When you’re in debt, it’s hard to know your next step. Many look at their bills and wonder which debt they should focus on first – that high-interest credit card or the smaller store balance that keeps nagging at them.
I know that feeling. Standing at my kitchen table, sorting through statements, trying to figure out which bill to pay and which one could wait. The stress was constant. Every time the phone rang, I wondered if it was another collector. Every trip to the mailbox brought another reminder of how deep in the hole I was.
That’s why I want to share something that actually works to get you out of debt. Not another complicated system. Not another budget spreadsheet that’ll collect dust on your computer. A real solution that helped me break free from debt – and keeps working because it’s built on how your brain actually handles money. It’s called the debt snowball method, and I’m going to show you exactly how to use it.
Also See: 6 Things To Give Up And Get Out Of Debt
Why Your Mind Controls Your Money
Your mind is the key to getting out of debt. Not your calculator. Not your spreadsheet. Your mind.
This might sound weird coming from someone who’s going to teach you about money. But after going through my own debt journey and helping thousands of others, I’ve learned something important: Getting out of debt isn’t about math. It’s about momentum.
Like a snowball rolling downhill, each debt you pay off adds to your momentum, making the next one easier to tackle. Most people try to attack their highest interest rate debt first. On paper, this saves money. But you know what? Most people also fail to get out of debt because they lose motivation before seeing results.
Also See: What $37,000 in Debt Taught Me About Money
What Is the Debt Snowball?
The debt snowball method, created by financial expert Dave Ramsey, works with your psychology, not against it. Instead of focusing on saving money through interest rates, this method focuses on changing your behavior – and that’s what makes it so powerful.
Think about the last time you achieved something difficult. You probably started small, built confidence, and then tackled bigger challenges. The debt snowball works the same way. You start with your smallest debt and work your way up to the larger ones.
This is how it works:
- List your debts from smallest to largest (ignore interest rates)
- Pay minimum payments on everything except your smallest debt
- Put every extra dollar toward that smallest debt
- When that debt is gone, roll its payment into the next smallest
That’s it. No complicated math. No fancy strategies. Just a straightforward plan that actually works, whether you’re dealing with small credit card balances or larger loans.
When you pay off that first small debt, something changes in your brain. You see real progress. You feel the weight lift. That success motivates you to tackle the next debt. Each small win builds your confidence until paying off debt becomes a habit, not a struggle.
Sure, you might pay a bit more in interest than if you tackled your highest-interest debt first.

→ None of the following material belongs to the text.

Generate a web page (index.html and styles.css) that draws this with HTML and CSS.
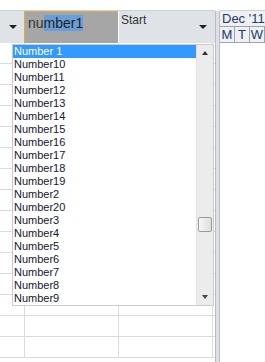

But what good is saving a few dollars in interest if you give up before you ever see progress? The debt snowball method keeps you motivated because you see results quickly – and that’s worth more than any interest rate calculation.
How to Start Your Debt Snowball Today
First, gather all your statements. This includes credit cards, store cards, personal loans, student loans – everything except your mortgage. You’ll need:
- Current balances
- Minimum payments
- Due dates
Write down every debt on paper. There’s something powerful about seeing it all in black and white. Order them from smallest to largest balance.
Next, find $20 extra this month. Look at these practical places:
- Cancel unused subscriptions
- Sell items you haven’t used in six months
- Pack lunch twice a week
- Skip two coffee runs
Put that extra money toward your smallest debt while paying minimums on everything else. Next month, try to find $30. Then $40. Small steps create big changes.
Your Next Steps to Become Debt Free
Most people take 18-24 months to become debt-free using this method. But here’s what’s different: You’ll see your first win within a few months. That first paid-off debt changes everything. For the first time, you’ll see that getting out of debt isn’t just something other people do. It’s something YOU can do.
The debt snowball works because it puts you in control. Not your interest rates. Not your creditors. You. Each time you cross a debt off your list, you build more than just momentum – you build confidence. That confidence turns into determination, and that determination is what will carry you through to becoming debt-free.
Start today. Pull out a piece of paper. Write down every debt you have, from smallest to largest. Don’t worry about getting everything perfect – just take that first step. Put an extra $20 toward your smallest debt this month. Next month, make it $30. Small steps add up to big changes when you stick with them. Your future self will thank you for starting now.